Legal Question in Business Law in California
General partnership. Quick question
I was in a general partnership with one other person. She got upset with a decision I made in my personal life, not effecting our business at all. All we had was FBN, FIN, and sellers permit. I have documented attempts to contat her since Nov 06, with no response for 3 months. I even told her that I was going to close the documents we did have filed and refile as a sole proprietor. Still no response. Finally I called and asked her to send me her copy of the old FIN, she responded and said it's in the mail, but that she is not going to agree to continue to let me use the name because it is the name we agreed upon under the general partnership. There is no partnership agreement saying that in the event a partner should leave the name cannot be used to continue the business. Do I have to give up the name under any California State Laws?
2 Answers from Attorneys
Re: General partnership. Quick question
One of the major disadvantages of a partnership is that when one partner decides to end the business relationship, then the partnership generally dissolves. After a partnership is formally dissolved, the partners must discharge all business obligations to creditors and divide all assets and profits among themselves.

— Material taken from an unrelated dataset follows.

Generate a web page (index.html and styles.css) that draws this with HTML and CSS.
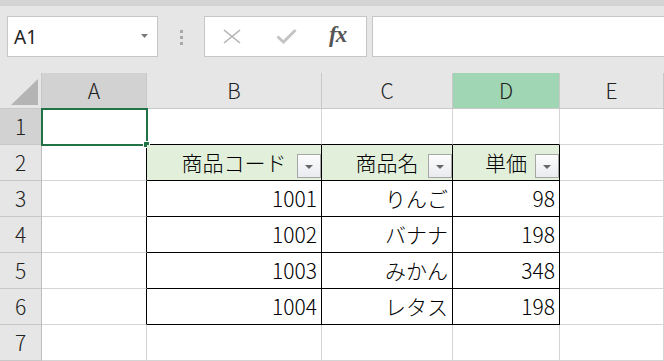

The name of the partneship belongs equally to you and your partner unless you had a previous agreement (even verbal).
If she doesn't respond to your attempts to communicate about the name have an attorney write the partner a letter informing that without a response she has effectively abandoned the name.
Re: General partnership. Quick question
All partnerships have agreements. At best, the agreement is written; often, it is oral. If there is no express agreement, written or oral, a court would find an implied agreement and determine its terms from the partners' conduct.
Partnership law contains some fairly simple and specific steps and rules governing the breakup of partners' relationships and termination or continuation of the business. These steps and rules are codified in the Corporations Code, starting with CC section 16601, "Events causing dissociation." Later sections deal with what happens when the business of the partnership is carried on by the remaining partner(s) and what happens when the business of the partnership is wound up.
Further, a partner's dissociation can be permissible or "wrongful," amd while a partner always has the power to withdraw, if the withdrawal is wrongful, the withdrawing partner has fewer rights, e.g., cannot participate in winding up and may be liable for damages.
I strongly suggest you read the sections of the Corporations Code dealing with partner dissociation and partnership wind-up referenced above.
In general, when a partner withdraws and the business is continued, the withdrawing partner is entitled to be bought out, i.e., paid the value of her share of the partnership as reflected by the partnership books. You do have books, right? If it were a 50-50 partnership and the net book value was $100, the withdrawing partner would be entitled to $50, maybe less if the withdrawal was wrongful.
A withdrawing partner is not entitled to a specific partnership asset, such as a business name.
If the facts support your taking the position that your partner withdrew, and my guess is that they do, you can probably keep the name and discharge your obligation to her by paying her half of the partnership's book value in cash.
It sounds to me as though this was a start-up business and it probably has net assets of less that $5,000. In that case, you may be OK just informing your ex-partner that she withdrew and that you are continuing the business, and send her a check for her half. If the business is worth more than this, it would be imprudent to proceed without having a business lawyer review the facts, your books and your agreement, as litigation is more likely to result when more money is at stake.
Finally, you should notify any persons the partnership was doing business with or negotiating to do business with as to the dissociation, and amend your FBN and other filings and accounts to try to head off possible acts that would obligate the surviving business.